Correcting these shortcomings may help to provide a socially and economically desirable counter-cyclical liquidity complement to the real economy (Main Street) during the business cycle and have a positive effect on dismantling the concept of TBTF SIFI and avoid the firing off of more ghastly rounds of QE/ZIRP on an undesigning civilian population. This would enable creative destruction to carry on and allows businesses to fail and prosperous new innovative businesses to be created. In addition, replacing income tax and VAT with some form of a tiny indirect flat tax on all economic transactions (including all forms of banking transactions, e.g. [1]) may preserve government tax revenues, increase net productive employee wages, net productive employer revenues and capital gains, as well as reduce the significant long-term costs associated with the collection of these taxes. Note that optional segregated savings & investment accounts, mandated in bank charters, may further insulate family wealth, the stability of the financial system and the real economy from future systemic financial crises.
[1] APT Tax | Youtube
Correction: After the Napoleonic wars ended and the income tax was then repealed, Robert Peel reintroduced the income tax.

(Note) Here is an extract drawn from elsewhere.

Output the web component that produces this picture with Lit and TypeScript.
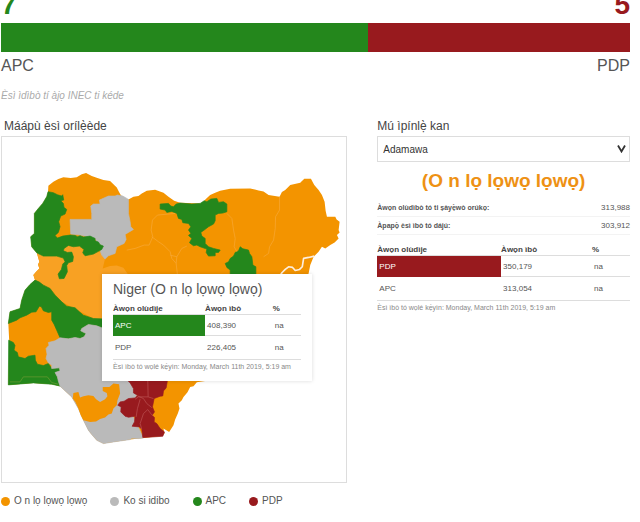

I can’t understand why discussions about financing a basic income always revolves around taxing wages, money flows and cutting other benefits to population. There is a better way!
You can finance a much higher basic income by just taxing money on itself. I mean using Gesellian taxes on overnight deposits and monies everywhere.
As a small exemple, i can see (http://www.tradingeconomics.com/sweden/money-supply-m2) that aggregate money supply m2 is about 2 917 782 million swedish krones. Just tax 5% on that money wherever it might be and you can fund a basic income of about 15 197 krones for each people (children included). Almost twice the value of 8333 krones in your proposals and without the need for cutting on elsewhere.
Besides you can also consider sovereign money issuance to be a part of your plan.